We see that for all values of the beta parameter a, the posterior probability of the hypothesis exceeds 0.2.

## Illustration of a gui for the Bayesian triplot

Richard Gonzalez found my triplot.R function and enhanced it by adding a graphical user interface. By the use of sliders, one can change the beta parameters a and b, the data values s and f, and see the effect of the changes on the triplot (prior, likelihood, and posterior) and the predictive distribution.

Here are a couple of illustrations.

In the first example, the prior is beta(3, 7) and one observes 6 successes and 14 failures. The prior information is consistent with the data information and the observed number of successes is in the middle of the predictive distribution.
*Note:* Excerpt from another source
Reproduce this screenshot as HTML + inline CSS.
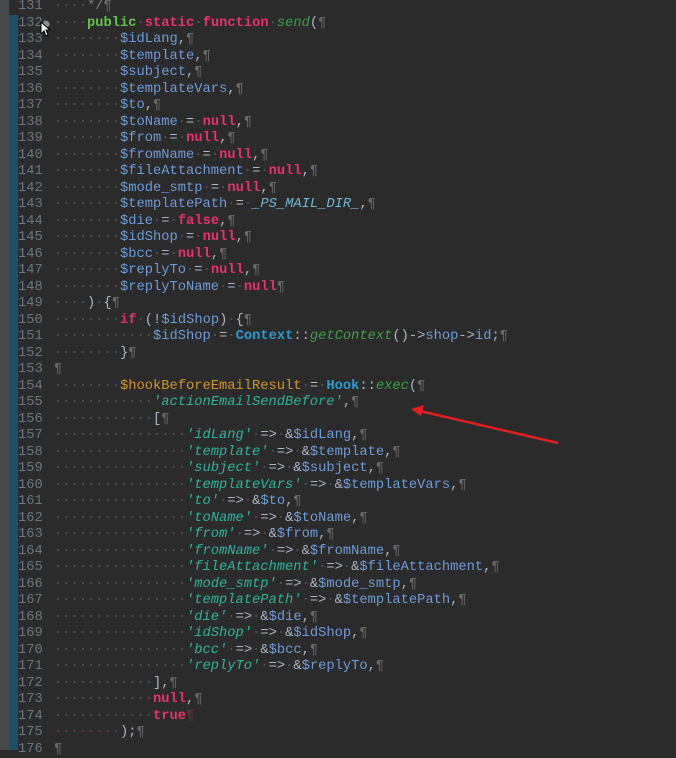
<!DOCTYPE html>
<html><head><meta charset="utf-8"><style>
body{margin:0;width:676px;height:750px;background:#2b2b2b;overflow:hidden;position:relative;font-family:"Liberation Mono",monospace;font-size:13.75px;}
.gl{position:absolute;left:0;top:0;width:9px;height:750px;background:#45484a}
.st{position:absolute;left:9px;top:15px;width:9px;height:735px;background:#1f5068}
.ln{position:absolute;left:0;width:676px;height:16.5px;line-height:16.5px;white-space:pre;color:#a9b7c6}
.num{position:absolute;left:18px;color:#6b7780}
.code{position:absolute;left:54px}
.d{color:#555}.p{color:#6a6a6a}
.k{color:#e8326e;font-weight:bold}.g{color:#62c548;font-weight:bold}
.v{color:#6d9cd8}.s{color:#2fb39b;font-style:italic}.c{color:#2d9ad0;font-weight:bold}
.f{color:#3aa043;font-style:italic}.o{color:#d0962a}.cm{color:#808080}.cs{color:#6fb8d8;font-style:italic}
</style></head><body>
<div class="gl"></div><div class="st"></div>
<div class="ln" style="top:-1px"><span class="num">131</span><span class="code"><span class="d">····</span><span class="cm">*/</span><span class="p">¶</span></span></div>
<div class="ln" style="top:15.5px"><span class="num">132</span><span class="code"><span class="d">····</span><span class="g">public</span><span class="d">·</span><span class="k">static</span><span class="d">·</span><span class="k">function</span><span class="d">·</span><span class="f">send</span>(<span class="p">¶</span></span></div>
<div class="ln" style="top:32px"><span class="num">133</span><span class="code"><span class="d">········</span><span class="v">$idLang</span>,<span class="p">¶</span></span></div>
<div class="ln" style="top:48.5px"><span class="num">134</span><span class="code"><span class="d">········</span><span class="v">$template</span>,<span class="p">¶</span></span></div>
<div class="ln" style="top:65px"><span class="num">135</span><span class="code"><span class="d">········</span><span class="v">$subject</span>,<span class="p">¶</span></span></div>
<div class="ln" style="top:81.5px"><span class="num">136</span><span class="code"><span class="d">········</span><span class="v">$templateVars</span>,<span class="p">¶</span></span></div>
<div class="ln" style="top:98px"><span class="num">137</span><span class="code"><span class="d">········</span><span class="v">$to</span>,<span class="p">¶</span></span></div>
<div class="ln" style="top:114.5px"><span class="num">138</span><span class="code"><span class="d">········</span><span class="v">$toName</span><span class="d">·</span>=<span class="d">·</span><span class="k">null</span>,<span class="p">¶</span></span></div>
<div class="ln" style="top:131px"><span class="num">139</span><span class="code"><span class="d">········</span><span class="v">$from</span><span class="d">·</span>=<span class="d">·</span><span class="k">null</span>,<span class="p">¶</span></span></div>
<div class="ln" style="top:147.5px"><span class="num">140</span><span class="code"><span class="d">········</span><span class="v">$fromName</span><span class="d">·</span>=<span class="d">·</span><span class="k">null</span>,<span class="p">¶</span></span></div>
<div class="ln" style="top:164px"><span class="num">141</span><span class="code"><span class="d">········</span><span class="v">$fileAttachment</span><span class="d">·</span>=<span class="d">·</span><span class="k">null</span>,<span class="p">¶</span></span></div>
<div class="ln" style="top:180.5px"><span class="num">142</span><span class="code"><span class="d">········</span><span class="v">$mode_smtp</span><span class="d">·</span>=<span class="d">·</span><span class="k">null</span>,<span class="p">¶</span></span></div>
<div class="ln" style="top:197px"><span class="num">143</span><span class="code"><span class="d">········</span><span class="v">$templatePath</span><span class="d">·</span>=<span class="d">·</span><span class="cs">_PS_MAIL_DIR_</span>,<span class="p">¶</span></span></div>
<div class="ln" style="top:213.5px"><span class="num">144</span><span class="code"><span class="d">········</span><span class="v">$die</span><span class="d">·</span>=<span class="d">·</span><span class="k">false</span>,<span class="p">¶</span></span></div>
<div class="ln" style="top:230px"><span class="num">145</span><span class="code"><span class="d">········</span><span class="v">$idShop</span><span class="d">·</span>=<span class="d">·</span><span class="k">null</span>,<span class="p">¶</span></span></div>
<div class="ln" style="top:246.5px"><span class="num">146</span><span class="code"><span class="d">········</span><span class="v">$bcc</span><span class="d">·</span>=<span class="d">·</span><span class="k">null</span>,<span class="p">¶</span></span></div>
<div class="ln" style="top:263px"><span class="num">147</span><span class="code"><span class="d">········</span><span class="v">$replyTo</span><span class="d">·</span>=<span class="d">·</span><span class="k">null</span>,<span class="p">¶</span></span></div>
<div class="ln" style="top:279.5px"><span class="num">148</span><span class="code"><span class="d">········</span><span class="v">$replyToName</span><span class="d">·</span>=<span class="d">·</span><span class="k">null</span><span class="p">¶</span></span></div>
<div class="ln" style="top:296px"><span class="num">149</span><span class="code"><span class="d">····</span>)<span class="d">·</span>{<span class="p">¶</span></span></div>
<div class="ln" style="top:312.5px"><span class="num">150</span><span class="code"><span class="d">········</span><span class="k">if</span><span class="d">·</span>(!<span class="v">$idShop</span>)<span class="d">·</span>{<span class="p">¶</span></span></div>
<div class="ln" style="top:329px"><span class="num">151</span><span class="code"><span class="d">············</span><span class="v">$idShop</span><span class="d">·</span>=<span class="d">·</span><span class="c">Context</span>::<span class="f">getContext</span>()-&gt;<span class="v">shop</span>-&gt;<span class="v">id</span>;<span class="p">¶</span></span></div>
<div class="ln" style="top:345.5px"><span class="num">152</span><span class="code"><span class="d">········</span>}<span class="p">¶</span></span></div>
<div class="ln" style="top:362px"><span class="num">153</span><span class="code"><span class="p">¶</span></span></div>
<div class="ln" style="top:378.5px"><span class="num">154</span><span class="code"><span class="d">········</span><span class="o">$hookBeforeEmailResult</span><span class="d">·</span>=<span class="d">·</span><span class="c">Hook</span>::<span class="f">exec</span>(<span class="p">¶</span></span></div>
<div class="ln" style="top:395px"><span class="num">155</span><span class="code"><span class="d">············</span><span class="s">'actionEmailSendBefore'</span>,<span class="p">¶</span></span></div>
<div class="ln" style="top:411.5px"><span class="num">156</span><span class="code"><span class="d">············</span>[<span class="p">¶</span></span></div>
<div class="ln" style="top:428px"><span class="num">157</span><span class="code"><span class="d">················</span><span class="s">'idLang'</span><span class="d">·</span>=&gt;<span class="d">·</span>&amp;<span class="v">$idLang</span>,<span class="p">¶</span></span></div>
<div class="ln" style="top:444.5px"><span class="num">158</span><span class="code"><span class="d">················</span><span class="s">'template'</span><span class="d">·</span>=&gt;<span class="d">·</span>&amp;<span class="v">$template</span>,<span class="p">¶</span></span></div>
<div class="ln" style="top:461px"><span class="num">159</span><span class="code"><span class="d">················</span><span class="s">'subject'</span><span class="d">·</span>=&gt;<span class="d">·</span>&amp;<span class="v">$subject</span>,<span class="p">¶</span></span></div>
<div class="ln" style="top:477.5px"><span class="num">160</span><span class="code"><span class="d">················</span><span class="s">'templateVars'</span><span class="d">·</span>=&gt;<span class="d">·</span>&amp;<span class="v">$templateVars</span>,<span class="p">¶</span></span></div>
<div class="ln" style="top:494px"><span class="num">161</span><span class="code"><span class="d">················</span><span class="s">'to'</span><span class="d">·</span>=&gt;<span class="d">·</span>&amp;<span class="v">$to</span>,<span class="p">¶</span></span></div>
<div class="ln" style="top:510.5px"><span class="num">162</span><span class="code"><span class="d">················</span><span class="s">'toName'</span><span class="d">·</span>=&gt;<span class="d">·</span>&amp;<span class="v">$toName</span>,<span class="p">¶</span></span></div>
<div class="ln" style="top:527px"><span class="num">163</span><span class="code"><span class="d">················</span><span class="s">'from'</span><span class="d">·</span>=&gt;<span class="d">·</span>&amp;<span class="v">$from</span>,<span class="p">¶</span></span></div>
<div class="ln" style="top:543.5px"><span class="num">164</span><span class="code"><span class="d">················</span><span class="s">'fromName'</span><span class="d">·</span>=&gt;<span class="d">·</span>&amp;<span class="v">$fromName</span>,<span class="p">¶</span></span></div>
<div class="ln" style="top:560px"><span class="num">165</span><span class="code"><span class="d">················</span><span class="s">'fileAttachment'</span><span class="d">·</span>=&gt;<span class="d">·</span>&amp;<span class="v">$fileAttachment</span>,<span class="p">¶</span></span></div>
<div class="ln" style="top:576.5px"><span class="num">166</span><span class="code"><span class="d">················</span><span class="s">'mode_smtp'</span><span class="d">·</span>=&gt;<span class="d">·</span>&amp;<span class="v">$mode_smtp</span>,<span class="p">¶</span></span></div>
<div class="ln" style="top:593px"><span class="num">167</span><span class="code"><span class="d">················</span><span class="s">'templatePath'</span><span class="d">·</span>=&gt;<span class="d">·</span>&amp;<span class="v">$templatePath</span>,<span class="p">¶</span></span></div>
<div class="ln" style="top:609.5px"><span class="num">168</span><span class="code"><span class="d">················</span><span class="s">'die'</span><span class="d">·</span>=&gt;<span class="d">·</span>&amp;<span class="v">$die</span>,<span class="p">¶</span></span></div>
<div class="ln" style="top:626px"><span class="num">169</span><span class="code"><span class="d">················</span><span class="s">'idShop'</span><span class="d">·</span>=&gt;<span class="d">·</span>&amp;<span class="v">$idShop</span>,<span class="p">¶</span></span></div>
<div class="ln" style="top:642.5px"><span class="num">170</span><span class="code"><span class="d">················</span><span class="s">'bcc'</span><span class="d">·</span>=&gt;<span class="d">·</span>&amp;<span class="v">$bcc</span>,<span class="p">¶</span></span></div>
<div class="ln" style="top:659px"><span class="num">171</span><span class="code"><span class="d">················</span><span class="s">'replyTo'</span><span class="d">·</span>=&gt;<span class="d">·</span>&amp;<span class="v">$replyTo</span>,<span class="p">¶</span></span></div>
<div class="ln" style="top:675.5px"><span class="num">172</span><span class="code"><span class="d">············</span>],<span class="p">¶</span></span></div>
<div class="ln" style="top:692px"><span class="num">173</span><span class="code"><span class="d">············</span><span class="k">null</span>,<span class="p">¶</span></span></div>
<div class="ln" style="top:708.5px"><span class="num">174</span><span class="code"><span class="d">············</span><span class="k">true</span><span class="p" style="color:#6a3040">¶</span></span></div>
<div class="ln" style="top:725px"><span class="num">175</span><span class="code"><span class="d" style="color:#6a3a48">········</span>);<span class="p">¶</span></span></div>
<div class="ln" style="top:741.5px"><span class="num">176</span><span class="code"><span class="p">¶</span></span></div>
<svg style="position:absolute;left:0;top:0" width="676" height="750">
<circle cx="46" cy="24" r="3.5" fill="#8a8f94"/>
<path d="M41 22 L41 34 L44 31 L46 36 L48 35 L46 30 L50 30 Z" fill="#fff" stroke="#000" stroke-width="1"/>
<line x1="558" y1="443" x2="420" y2="411" stroke="#e02020" stroke-width="2.5"/>
<path d="M411 409 L424 405 L421 416 Z" fill="#e02020"/>
</svg>
</body></html>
In the second example, the beta(6, 2) prior is in conflict with the data (s=6, f=14) and the observed number of successes is in the tail of the predictive distribution.

## Brute-force computation of a posterior

Suppose we observe y that is normal with mean theta and standard deviation sigma. Instead of using a conjugate prior, suppose that theta has a t distribution with location mu, scale tau, and degrees of freedom df. Although there is not a nice form for the posterior density, it is straightforward to compute the posterior by use of the “prior x likelihood” recipe. We write a function post.norm.t.R that computes the posterior.

# we source this function into R

source(url(“http://bayes.bgsu.edu/m648/post.norm.t.R”))

# define parameters of problem

s=list(y=125,sigma=15/2,mu=100,tau=6.85,df=2)

# set up grid of values of theta

theta=seq(80,160,length=100)

# compute the posterior on the grid

post=post.norm.t(theta,s)

# convert the posterior value to probabilities

post.prob=post/sum(post)

# sample from discrete distribution on grid

sim.theta=sample(theta,size=10000,replace=TRUE,prob=post.prob)

# construct a histogram of simulated sample

# and place exact posterior on top

hist(sim.theta, freq=FALSE)

d=diff(theta[1:2])

con=sum(d*post) # this is normalizing constant

lines(theta,post/con)

From the simulated sample, we can compute any summary of the posterior of interest.